Elisa: When I first started looking at certification, I was looking online to see if there were other First Nations Highly Accomplished or Lead Teachers, and I couldn't find any information. When you consider that focus areas 1.4 and 2.4 of the Professional Standards are about what teachers need to know and be able to do to teach Aboriginal and Torres Strait Islander students, I thought it was interesting that it wasn't something that was identified and highlighted. So, it became a goal to put myself forward. I didn't succeed initially: it took me three attempts to gain certification. But that was a push for me to not give up, and to keep trying, because I wanted to show my students that you can be a person who comes from a First Nations background and still be a leader. It really gave me a sense of pride and accomplishment, not only for my students, but also for other First Nations educators to put themselves out there. My colleague and I are the first two Leads in our diocese, so to also be a First Nations person is something that I feel very proud of.
QCT: What would you say the most rewarding part about the certification process was?
Elisa: Knowing that you've been assessed against a nationally recognized process and given recognition for the quality of your teaching practice was one of the things that made it all worthwhile. I feel confident that my teaching practice is of a high standard and to be able to go through the process and improve my practice was rewarding.
QCT: What was the most unexpected part of the whole process?
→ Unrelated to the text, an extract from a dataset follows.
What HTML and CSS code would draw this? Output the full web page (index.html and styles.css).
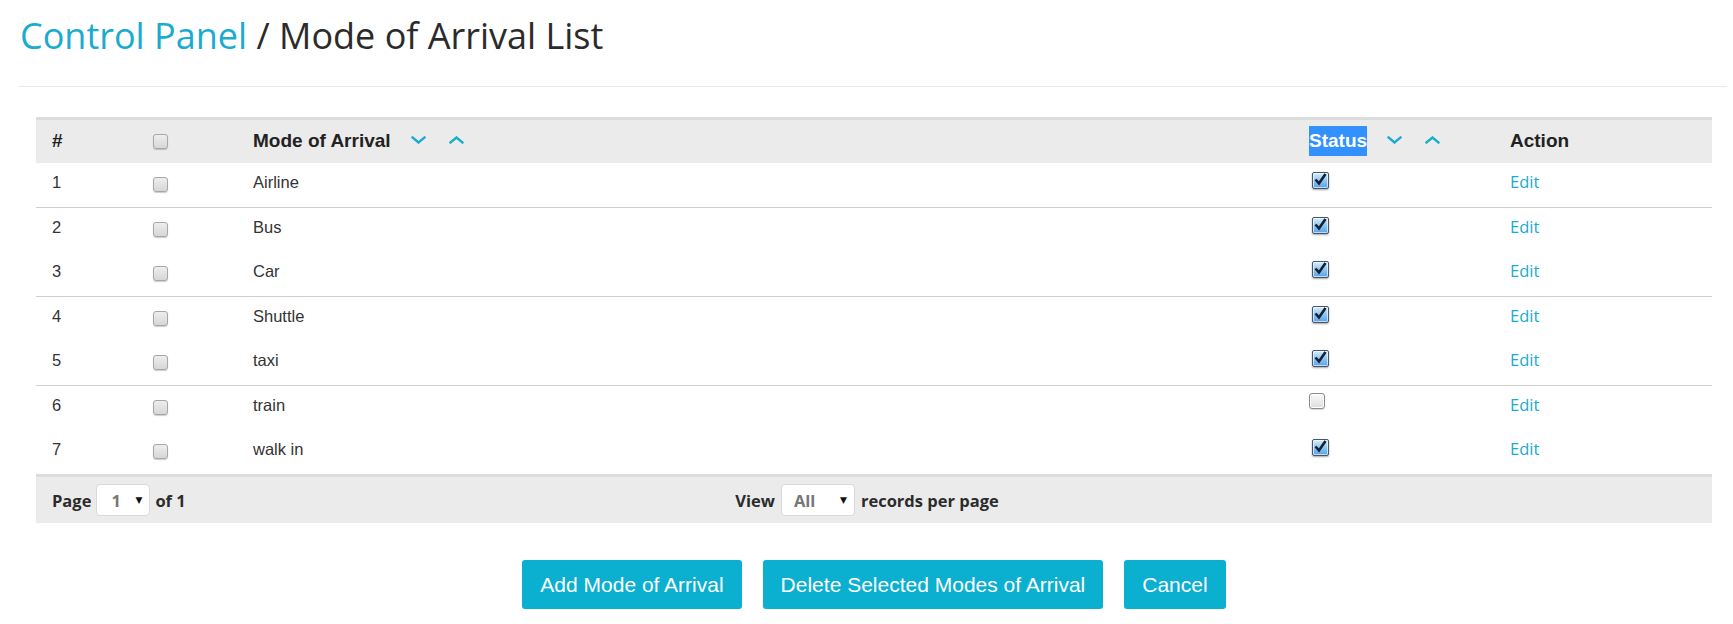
FILE: index.html
```html
<!DOCTYPE html>
<html>
<head>
<meta charset="utf-8">
<title>Mode of Arrival List</title>
<link rel="stylesheet" href="styles.css">
</head>
<body>
<div class="page">
  <h1 class="title"><a class="crumb" href="#">Control Panel</a> / Mode of Arrival List</h1>
  <hr class="rule">
  <div class="content">
    <table class="grid">
      <colgroup>
        <col class="c-num"><col class="c-sel"><col><col class="c-status"><col class="c-action">
      </colgroup>
      <thead>
        <tr>
          <th>#</th>
          <th><span class="cb"></span></th>
          <th>Mode of Arrival<svg class="sort first" width="15" height="8" viewBox="0 0 15 8"><polyline points="1.5,1.5 7.5,6.5 13.5,1.5"/></svg><svg class="sort" width="15" height="8" viewBox="0 0 15 8"><polyline points="1.5,6.5 7.5,1.5 13.5,6.5"/></svg></th>
          <th><span class="sel">Status</span><svg class="sort first" width="15" height="8" viewBox="0 0 15 8"><polyline points="1.5,1.5 7.5,6.5 13.5,1.5"/></svg><svg class="sort" width="15" height="8" viewBox="0 0 15 8"><polyline points="1.5,6.5 7.5,1.5 13.5,6.5"/></svg></th>
          <th>Action</th>
        </tr>
      </thead>
      <tbody>
        <tr>
          <td>1</td><td><span class="cb"></span></td><td>Airline</td>
          <td><span class="chk"><svg width="17" height="17" viewBox="0 0 17 17"><path d="M3.5 7.5 L7 11.5 L13.5 2"/></svg></span></td><td><a class="edit" href="#">Edit</a></td>
        </tr>
        <tr class="sep">
          <td>2</td><td><span class="cb"></span></td><td>Bus</td>
          <td><span class="chk"><svg width="17" height="17" viewBox="0 0 17 17"><path d="M3.5 7.5 L7 11.5 L13.5 2"/></svg></span></td><td><a class="edit" href="#">Edit</a></td>
        </tr>
        <tr>
          <td>3</td><td><span class="cb"></span></td><td>Car</td>
          <td><span class="chk"><svg width="17" height="17" viewBox="0 0 17 17"><path d="M3.5 7.5 L7 11.5 L13.5 2"/></svg></span></td><td><a class="edit" href="#">Edit</a></td>
        </tr>
        <tr class="sep">
          <td>4</td><td><span class="cb"></span></td><td>Shuttle</td>
          <td><span class="chk"><svg width="17" height="17" viewBox="0 0 17 17"><path d="M3.5 7.5 L7 11.5 L13.5 2"/></svg></span></td><td><a class="edit" href="#">Edit</a></td>
        </tr>
        <tr>
          <td>5</td><td><span class="cb"></span></td><td>taxi</td>
          <td><span class="chk"><svg width="17" height="17" viewBox="0 0 17 17"><path d="M3.5 7.5 L7 11.5 L13.5 2"/></svg></span></td><td><a class="edit" href="#">Edit</a></td>
        </tr>
        <tr class="sep">
          <td>6</td><td><span class="cb"></span></td><td>train</td>
          <td><span class="chk-off"></span></td><td><a class="edit" href="#">Edit</a></td>
        </tr>
        <tr>
          <td>7</td><td><span class="cb"></span></td><td>walk in</td>
          <td><span class="chk"><svg width="17" height="17" viewBox="0 0 17 17"><path d="M3.5 7.5 L7 11.5 L13.5 2"/></svg></span></td><td><a class="edit" href="#">Edit</a></td>
        </tr>
      </tbody>
    </table>
    <div class="pager">
      <div class="pager-left">Page <span class="dd dd-page"><span class="dd-val">1</span><span class="dd-arrow">▼</span></span> of 1</div>
      <div class="pager-mid">View <span class="dd dd-view"><span class="dd-val">All</span><span class="dd-arrow">▼</span></span> records per page</div>
      <div></div>
    </div>
    <div class="actions">
      <button class="btn">Add Mode of Arrival</button>
      <button class="btn">Delete Selected Modes of Arrival</button>
      <button class="btn">Cancel</button>
    </div>
  </div>
</div>
</body>
</html>
```

FILE: styles.css
```css
html, body {
  margin: 0;
  padding: 0;
  background: #ffffff;
}

.page {
  padding: 16px 6px 0 19px;
}

.title {
  margin: 0 0 0 1px;
  font-family: "Open Sans", "Liberation Sans", sans-serif;
  font-weight: 400;
  font-size: 36px;
  line-height: 40px;
  color: #2b2b2b;
}

.crumb {
  color: #1aabd0;
  text-decoration: none;
}

.rule {
  margin: 30px 0 0 0;
  border: 0;
  border-top: 1px solid #e9e9e9;
  height: 0;
}

.content {
  padding: 30px 15px 0 17px;
}

.grid {
  width: 100%;
  border-collapse: collapse;
  table-layout: fixed;
  font-family: "Liberation Sans", Arial, sans-serif;
  font-size: 16.5px;
  color: #333333;
}

.c-num { width: 101px; }
.c-sel { width: 100px; }
.c-status { width: 201px; }
.c-action { width: 218px; }

.grid thead tr {
  background: #ebebeb;
  border-top: 3px solid #dcdcdc;
}

.grid th {
  text-align: left;
  font-weight: 700;
  font-size: 19px;
  line-height: 30px;
  color: #222222;
  padding: 6px 16px 7px 16px;
  vertical-align: top;
  white-space: nowrap;
}

.grid th .cb {
  margin-top: 8px;
}

.sel {
  display: inline-block;
  background: #3390ff;
  color: #ffffff;
  height: 30px;
}

.sort {
  vertical-align: 3px;
  margin-left: 23px;
}

.sort.first {
  margin-left: 20px;
}

.sort polyline {
  fill: none;
  stroke: #1aabd0;
  stroke-width: 2.4;
  stroke-linecap: square;
}

.grid td {
  height: 44px;
  box-sizing: border-box;
  padding: 9px 16px 0 16px;
  line-height: 20px;
  vertical-align: top;
}

.grid tr.sep td {
  height: 45px;
  border-top: 1px solid #cfcfcf;
}

.cb {
  display: block;
  box-sizing: border-box;
  width: 15px;
  height: 15px;
  margin-top: 5px;
  border: 1px solid #a7a7a7;
  border-radius: 3px;
  background: linear-gradient(#eeeeee, #d6d6d6);
  box-shadow: 0 1px 1px rgba(0, 0, 0, 0.2);
}

.chk {
  display: block;
  position: relative;
  box-sizing: border-box;
  width: 17px;
  height: 17px;
  margin: 0 0 0 3px;
  border: 1px solid #46566c;
  border-radius: 2px;
  background: linear-gradient(#d8edfd, #8cc6f5 50%, #58a3e6);
  box-shadow: inset 0 0 0 1px rgba(255, 255, 255, 0.6), 0 1px 2px rgba(0, 0, 0, 0.35);
}

.chk svg {
  position: absolute;
  left: -1px;
  top: -1px;
}

.chk path {
  fill: none;
  stroke: #17202e;
  stroke-width: 2.6;
  stroke-linejoin: miter;
}

.chk-off {
  display: block;
  box-sizing: border-box;
  width: 16px;
  height: 16px;
  margin-top: -2px;
  border: 1px solid #8b8b8b;
  border-radius: 3px;
  background: linear-gradient(#fbfbfb, #dcdcdc);
  box-shadow: inset 0 0 0 1px #ffffff, 0 1px 1px rgba(0, 0, 0, 0.15);
}

.edit {
  font-family: "Open Sans", "Liberation Sans", sans-serif;
  font-size: 16.5px;
  color: #1aabd0;
  text-decoration: none;
}

.pager {
  display: grid;
  grid-template-columns: 1fr auto 1fr;
  align-items: center;
  height: 46px;
  background: #ebebeb;
  border-top: 3px solid #dcdcdc;
  font-family: "Open Sans", "Liberation Sans", sans-serif;
  font-weight: 700;
  font-size: 16.5px;
  color: #2b2b2b;
}

.pager-left {
  padding-left: 16px;
  display: flex;
  align-items: center;
  gap: 5px;
}

.pager-mid {
  display: flex;
  align-items: center;
  gap: 6px;
  margin-left: -14px;
}

.dd {
  display: inline-flex;
  align-items: center;
  justify-content: space-between;
  box-sizing: border-box;
  height: 32px;
  background: #ffffff;
  border: 1px solid #d9d9d9;
  border-radius: 4px;
  padding: 0 7px 0 14px;
}

.dd-page { width: 54px; }
.dd-view { width: 74px; padding-left: 12px; }

.dd-val {
  color: #777777;
  font-weight: 700;
}

.dd-arrow {
  font-size: 9px;
  color: #111111;
  font-family: "DejaVu Sans", sans-serif;
}

.actions {
  display: flex;
  justify-content: center;
  gap: 21px;
  padding-top: 37px;
}

.btn {
  height: 49px;
  padding: 0 18px;
  border: 0;
  border-radius: 3px;
  background: #0bafd0;
  color: #ffffff;
  font-family: "Liberation Sans", Arial, sans-serif;
  font-size: 21px;
  cursor: pointer;
}
```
Elisa: The time that you have to take to unpack the standards and the descriptors, because until you actually really understand the intent of the descriptors, it's hard to know what evidence you need to support it and having your evidence to stand on its own without your annotation behind it. That’s something that's really hard to do. In the Lead descriptors, they're quite detailed for what you have to provide evidence for. So that was the hardest thing, being able to unpack each one and ask, ‘Have I fully met the descriptor?’
It sounds like a negative, but it was actually the most rewarding aspect of the process because by going through, I was able to be more impactful because I was really looking at my practice and improving. I would say it had more of an impact on my practice than my Masters degree [did].
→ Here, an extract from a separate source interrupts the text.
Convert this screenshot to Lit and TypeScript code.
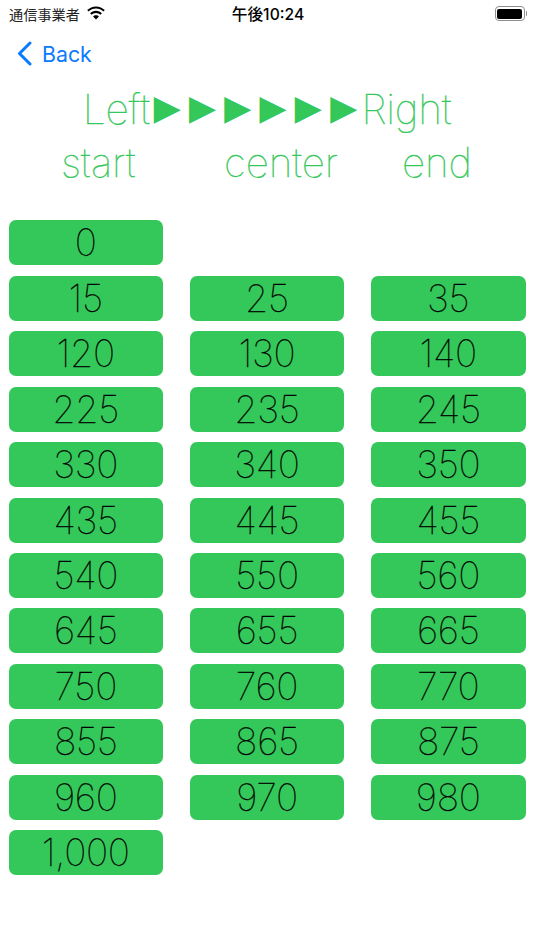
import { LitElement, html, css } from "lit";
import { customElement } from "lit/decorators.js";

const ROWS: (string | null)[][] = [
  ["0", null, null],
  ["15", "25", "35"],
  ["120", "130", "140"],
  ["225", "235", "245"],
  ["330", "340", "350"],
  ["435", "445", "455"],
  ["540", "550", "560"],
  ["645", "655", "665"],
  ["750", "760", "770"],
  ["855", "865", "875"],
  ["960", "970", "980"],
  ["1,000", null, null],
];

@customElement("app-root")
export class AppRoot extends LitElement {
  static styles = css`
    :host { display: block; width: 534px; height: 950px; background: #fff; overflow: hidden; font-family: Inter, "Noto Sans CJK JP", sans-serif; }
    .status { height: 27px; display: grid; grid-template-columns: 1fr auto 1fr; align-items: center; padding: 0 7px 0 9px; color: #000; }
    .carrier { display: flex; align-items: center; gap: 6px; font: 400 14.2px "Noto Sans CJK JP", sans-serif; color: #222; }
    .carrier svg { margin-top: -1px; }
    .time { font: 500 15.7px Inter, "Noto Sans CJK JP", sans-serif; }
    .battery { justify-self: end; display: flex; align-items: center; gap: 1px; }
    .batt-body { width: 25px; height: 10px; border: 1.2px solid #8e8e8e; border-radius: 4px; padding: 1.4px; box-sizing: content-box; display: flex; }
    .batt-fill { flex: 1; background: #000; border-radius: 2px; }
    .batt-tip { width: 1.5px; height: 5px; background: #8e8e8e; border-radius: 0 2px 2px 0; }
    .nav { height: 50px; display: flex; align-items: center; gap: 10px; padding-left: 17px; color: #0a7aff; font-size: 21.3px; font-weight: 400; box-sizing: border-box; padding-top: 3px; }
    .title { display: flex; justify-content: center; align-items: center; height: 57px; color: #34c759; font-size: 40.8px; font-weight: 100; -webkit-text-stroke: 0.35px #34c759; white-space: nowrap; margin-top: 3.5px; letter-spacing: -0.3px; }
    .tri { display: inline-block; font: 400 33px "Noto Sans CJK JP", sans-serif; letter-spacing: 2.3px; transform: scaleY(0.86); transform-origin: center; -webkit-text-stroke: 0; }
    .align { display: grid; grid-template-columns: repeat(3, 1fr); padding: 0 8.5px; height: 50px; align-items: center; color: #34c759; font-size: 40.5px; font-weight: 100; -webkit-text-stroke: 0.35px #34c759; letter-spacing: -0.1px; }
    .align span:nth-child(1) { padding-left: 52.5px; }
    .align span:nth-child(2) { text-align: center; padding-left: 28px; }
    .align span:nth-child(3) { text-align: right; padding-right: 53.5px; }
    .grid { display: grid; grid-template-columns: repeat(3, 154.5px); column-gap: 26.75px; row-gap: 10.45px; padding: 32.9px 8.5px 0; }
    .cell { height: 45px; background: #34c759; border-radius: 7px; color: #000; font-size: 37.5px; font-weight: 100; -webkit-text-stroke: 0.3px #000; display: flex; align-items: center; justify-content: center; letter-spacing: -0.3px; }
  `;

  render() {
    return html`
      <div class="status">
        <div class="carrier">
          <span>通信事業者</span>
          <svg width="20" height="14" viewBox="0 0 20 14" fill="#000">
            <path d="M10 2.6c2.9 0 5.5 1.1 7.4 3l1.4-1.5C16.500 1.800 13.400.4 10 .4S3.500 1.800 1.200 4.100l1.400 1.500c1.900-1.900 4.500-3 7.400-3z"/>
            <path d="M10 7c1.700 0 3.300.7 4.400 1.800l1.500-1.500C14.400 5.800 12.300 4.800 10 4.800S5.600 5.800 4.100 7.300l1.500 1.500C6.700 7.700 8.300 7 10 7z"/>
            <path d="M10 9.300c-1.200 0-2.200.5-2.900 1.200L10 13.500l2.900-3c-.7-.7-1.700-1.200-2.900-1.200z"/>
          </svg>
        </div>
        <div class="time">午後10:24</div>
        <div class="battery">
          <div class="batt-body"><div class="batt-fill"></div></div>
          <div class="batt-tip"></div>
        </div>
      </div>
      <div class="nav">
        <svg width="15" height="25" viewBox="0 0 15 25" fill="none" stroke="#0a7aff" stroke-width="3" stroke-linecap="round" stroke-linejoin="round">
          <path d="M13 2 L2.500 12.500 L13 23"/>
        </svg>
        <span>Back</span>
      </div>
      <div class="title">Left<span class="tri">▶▶▶▶▶▶</span>Right</div>
      <div class="align"><span>start</span><span>center</span><span>end</span></div>
      <div class="grid">
        ${ROWS.flat().map((v) => (v === null ? html`<div></div>` : html`<div class="cell">${v}</div>`))}
      </div>
    `;
  }
}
QCT: What's something that you learned about yourself during the certification process?
Elisa: Probably my level of resilience. Taking three times to get certified, I look back on what I did the first time and I laugh – I can't believe I actually thought that was good! So, being able to be reflective on my practice is something I would do internally quite often as a teacher, but the process made me really critically reflect, and gave me a standard to go, ‘That was really good, but this is where it could be better’.
I was proud of being able to not give up and to keep going; being able to take the knocks, come back and improve. My students, especially through the videoing sessions that involved them, I was very honest with them in saying, ‘I didn't do a very good job last time, but I'm back and I'm trying again’. I also had a lot of my parents as well asking me about it and being very supportive, which was great as well.
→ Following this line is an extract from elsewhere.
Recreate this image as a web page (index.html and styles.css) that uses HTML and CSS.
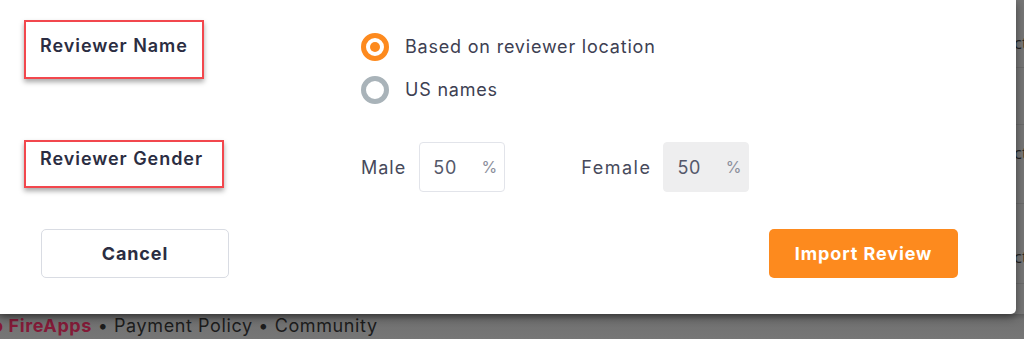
FILE: index.html
```html
<!DOCTYPE html>
<html lang="en">
<head>
<meta charset="utf-8">
<title>Import Review</title>
<link rel="stylesheet" href="styles.css">
</head>
<body>
<div class="page">
  <div class="rows">
    <div class="row row-1"><span class="cell">Product</span></div>
    <div class="row row-2"></div>
    <div class="row row-3"><span class="cell">Product</span></div>
    <div class="row row-4"><span class="cell">Product</span></div>
  </div>
  <div class="site-footer">
    <span class="brand">o FireApps</span> • Payment Policy • Community
  </div>
</div>

<div class="modal">
  <div class="form-grid">
    <div class="label-box label-name"><span class="label">Reviewer Name</span></div>
    <div class="radios">
      <label class="radio-item">
        <span class="radio checked"></span>
        <span class="radio-text">Based on reviewer location</span>
      </label>
      <label class="radio-item">
        <span class="radio"></span>
        <span class="radio-text">US names</span>
      </label>
    </div>

    <div class="label-box label-gender"><span class="label">Reviewer Gender</span></div>
    <div class="gender">
      <span class="g-label">Male</span>
      <div class="pct-input"><span class="val">50</span><span class="pct">%</span></div>
      <span class="g-label female">Female</span>
      <div class="pct-input disabled"><span class="val">50</span><span class="pct">%</span></div>
    </div>
  </div>

  <div class="actions">
    <button class="btn btn-cancel">Cancel</button>
    <button class="btn btn-import">Import Review</button>
  </div>
</div>
</body>
</html>
```

FILE: styles.css
```css
* { box-sizing: border-box; }
html, body { margin: 0; padding: 0; }
body {
  width: 1024px;
  height: 339px;
  overflow: hidden;
  background: #767676;
  font-family: Inter, "Open Sans", sans-serif;
  position: relative;
}

.page {
  height: 339px;
  display: flex;
  flex-direction: column;
  justify-content: space-between;
}
.rows {
  display: flex;
  flex-direction: column;
  align-items: flex-end;
}
.row {
  width: 200px;
  border-bottom: 1px solid #6b6b6b;
  margin-right: -4px;
  line-height: 20px;
}
.row-1 { height: 68px; padding-top: 33px; }
.row-2 { height: 57px; }
.row-3 { height: 79px; padding-top: 18px; }
.row-4 { height: 80px; padding-top: 43px; }
.cell {
  display: block;
  text-align: right;
  color: #222;
  font-family: "Open Sans", sans-serif;
  font-size: 17px;
}
.site-footer {
  height: 25px;
  margin-left: -8px;
  font-size: 18px;
  letter-spacing: 0.6px;
  color: #1c1c1c;
  line-height: 24px;
  white-space: nowrap;
  background: linear-gradient(#5e5e5e, #717171 6px, #767676);
}
.brand { color: #831b38; font-weight: 700; }

.modal {
  position: absolute;
  left: 0;
  top: 0;
  width: 1016px;
  height: 314px;
  background: #fff;
  border-bottom-right-radius: 5px;
  box-shadow: 0 3px 10px rgba(0, 0, 0, 0.45);
  padding: 20px 24px;
}

.form-grid {
  display: grid;
  grid-template-columns: 337px 1fr;
  row-gap: 37px;
  align-items: start;
}

.label-box {
  border: 2px solid #f2474d;
  box-shadow: 0 3px 5px rgba(0, 0, 0, 0.35);
  padding-left: 14px;
}
.label-name { width: 180px; height: 59px; padding-top: 13px; }
.label-gender { width: 200px; height: 48px; padding-top: 6px; }
.label {
  font-size: 18px;
  font-weight: 600;
  color: #2b2d42;
  letter-spacing: 0.95px;
}

.radios {
  padding-top: 13px;
  display: flex;
  flex-direction: column;
  gap: 16px;
}
.radio-item {
  display: flex;
  align-items: center;
  gap: 16px;
  height: 27px;
}
.radio {
  width: 28px;
  height: 28px;
  border-radius: 50%;
  border: 5px solid #a9b3b9;
  display: flex;
  align-items: center;
  justify-content: center;
}
.radio.checked { border-color: #fd8a1e; }
.radio.checked::after {
  content: "";
  width: 10px;
  height: 10px;
  border-radius: 50%;
  background: #fd8a1e;
}
.radio-text {
  font-size: 18px;
  color: #3d4052;
  letter-spacing: 0.8px;
}

.gender {
  margin-top: 2px;
  display: flex;
  align-items: center;
}
.g-label {
  font-size: 18px;
  color: #474a5b;
  letter-spacing: 1px;
  margin-right: 13px;
}
.g-label.female { margin-left: 76px; margin-right: 12px; letter-spacing: 1.5px; }
.pct-input {
  width: 86px;
  height: 50px;
  border: 1px solid #e2e4ea;
  border-radius: 4px;
  display: flex;
  align-items: center;
  justify-content: space-between;
  padding: 0 7px 0 13px;
}
.pct-input.disabled { background: #eeeeef; border-color: #eeeeef; }
.val { font-size: 18px; color: #55586a; letter-spacing: 0.8px; }
.pct { font-size: 16px; color: #8b8e9b; }

.actions {
  margin-top: 37px;
  display: flex;
  justify-content: space-between;
  padding: 0 34px 0 17px;
}
.btn {
  font-family: Inter, "Open Sans", sans-serif;
  font-size: 18px;
  font-weight: 700;
  letter-spacing: 0.9px;
  height: 49px;
  border-radius: 5px;
  cursor: pointer;
}
.btn-cancel {
  width: 188px;
  background: #fff;
  border: 1px solid #d9dce3;
  color: #2b2d42;
}
.btn-import {
  width: 189px;
  background: #fd8a1e;
  border: none;
  color: #fff;
}
```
QCT: What advice would you give to your peers who might be thinking about going for the Lead Teacher certification?
Elisa: Get the support of your principal. My principal has been very supportive, which I've been really grateful for. I've also had a lot of support from people in our head office that are able to give us guidance and support that we've been lucky to have from our diocese. My colleagues, having people who are like-minded along the way. They were also my support so that I didn't give up. I was lucky that I had a colleague who was also applying for Lead and we also had a colleague who was applying for HAT (Highly Accomplished Teacher). So, we were able to work together and give feedback on what we thought.
My husband and my children were very supportive, and especially through the ups and downs of my journey. They were very supportive and encouraging because I spent a lot of time at home working on this as well, so having your family supporting you is great as well.
Don't rush into it. There is a commitment of time, and you really need to know those standards, descriptors, and the classroom practice continuum. When you're more aware of those standards and descriptors, you can see where you can collect your evidence from, rather than something that you have to create. There’s no right or wrong way of collection or annotation. Experiment with different ways to see what you're comfortable with to present your best evidence.
QCT: What benefits do you think the certification brings to the teaching profession in Queensland?
Elisa: It professionalizes the teaching profession, especially in the eyes of the community. It allows you to demonstrate leadership and it showed my commitment to excellence in teaching.
It allows you to stay connected in the classroom while also improving student outcomes in the wider context of your school and community. It can help you progress professionally, and you can gain valuable recognition for your skills while you're continuing to teach.
While the process was challenging, time consuming and frustrating, it was also very rigorous. It's rigorous for a reason. You have to demonstrate, reflect upon and provide enough authentic evidence that to show that you have the extra attributes of a Lead teacher.
Ultimately, I think what has been most worthwhile is that while being recognized as a Lead Teacher, I'm also increasing the influence beyond my classroom and my school. I love that in teaching now it's going beyond the four walls of your classroom or just your school. The doors are opening into the teaching practice and there's so many more demands on teachers now than when I first started, that the more that we can share, the more we can learn from each other. I really enjoy that that’s part of what I get to do as a Lead Teacher.
QCT: Did you have any anything else you'd like to discuss or anything to add?
Elisa: I'm just very thankful that I got selected (to be interviewed) because I know there would have been lots of other quality teachers that got through the process this year. So, I'm just very proud that I got to talk to you and have my story shared.